// Card Factory made a £11.1 million in its latest financial year, up from a £16.4 million loss the prior year
// Store sales have seen steady improvement since Covid restrictions eased earlier this year
Card Factory has returned to profit in its latest financial year as it performed ahead of management expectations.
In its full year to 31 January, profits hit £11.1 million against a £16.4 million loss the year before.
The retailer said it had experienced “improving momentum” during the year. Sales grew 28% on last year to £364.4 million as the retailer said it had experienced a “steady recovery” in store performance since the easing of lockdown restrictions.
Stores sales grew 33% year on year, which it said reflected a 20% increase in the number of trading days as it was hit with shop closures during lockdown the prior year.
However, like-for-likes were 3.1% down on pre-pandemic levels over the year.
Card Factory’s online sales dipped 1.5% on a like-for-like basis, although it said they were “significantly ahead” of pre-pandemic levels.
On a like-for-like basis, online sales surged 135%, which the retailer said reflected not only the accelerated shift in shoppers going online but its expanded product range and improved customer experience online.
The retailer said trading in its new financial year was in line with expectations and has helped with the “continued recovery” of its market share. It expects to delivery sales “recovering towards pre-pandemic levels” in the year ahead.
By 2026, the retailer is targeting profits in excess of £600 million.
It plans to drive performance in the year ahead by expanding into complementary ranges, rolling out its new model store format and through “highly targeted” price increases.

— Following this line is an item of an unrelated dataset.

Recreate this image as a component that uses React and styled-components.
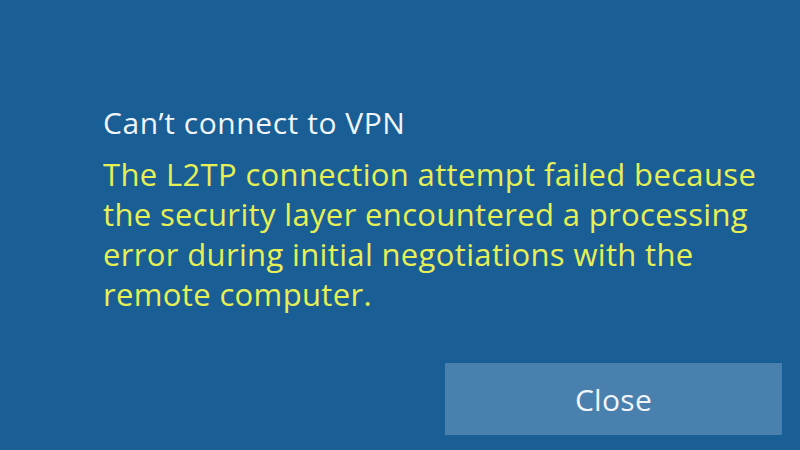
import styled, { createGlobalStyle } from "styled-components";

const Global = createGlobalStyle`
  html, body {
    margin: 0;
    padding: 0;
    background: #1a5e96;
  }
`;

const Screen = styled.div`
  width: 800px;
  height: 450px;
  box-sizing: border-box;
  display: flex;
  flex-direction: column;
  padding: 103px 18px 15px 103px;
  background: #1a5e96;
  font-family: "Open Sans", "Noto Sans", sans-serif;
  overflow: hidden;
`;

const Message = styled.div`
  display: flex;
  flex-direction: column;
  gap: 11px;
`;

const Title = styled.h1`
  margin: 0;
  font-size: 30px;
  font-weight: 400;
  line-height: 40px;
  color: #f0f5fa;
  letter-spacing: 0.55px;
`;

const Detail = styled.p`
  margin: 0;
  width: 672px;
  font-size: 31px;
  font-weight: 400;
  line-height: 40px;
  color: #e6f055;
  letter-spacing: 0.35px;
`;

const Actions = styled.div`
  margin-top: auto;
  display: flex;
  justify-content: flex-end;
`;

const Button = styled.button`
  width: 337px;
  height: 72px;
  border: none;
  background: #4a80ae;
  color: #f0f5fa;
  font-family: inherit;
  font-size: 30px;
  letter-spacing: 0.3px;
  padding: 0;
`;

const App = () => (
  <>
    <Global />
    <Screen>
      <Message>
        <Title>Can’t connect to VPN</Title>
        <Detail>
          The L2TP connection attempt failed because the security layer
          encountered a processing error during initial negotiations with the
          remote computer.
        </Detail>
      </Message>
      <Actions>
        <Button>Close</Button>
      </Actions>
    </Screen>
  </>
);

export default App;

The cost-of-living crisis is having some impact on the value card factory as the retailer flagged a mix shift towards everyday ranges during Valentine’s Day and Mother’s Day.
Card Factory chief executive Darcy Willson-Rymer said: “We are pleased to report a robust performance for the year, ahead of our original expectations, alongside good progress on our strategic transition, despite the operational challenges the last year brought.
“We enter the year ahead with confidence in our ability to deliver our plan for FY23. We remain excited by the growth opportunity ahead and continue to focus on implementing changes to enable us to deliver on our transition from a store-led card retailer into a market leading, omnichannel retailer of cards and gifts.”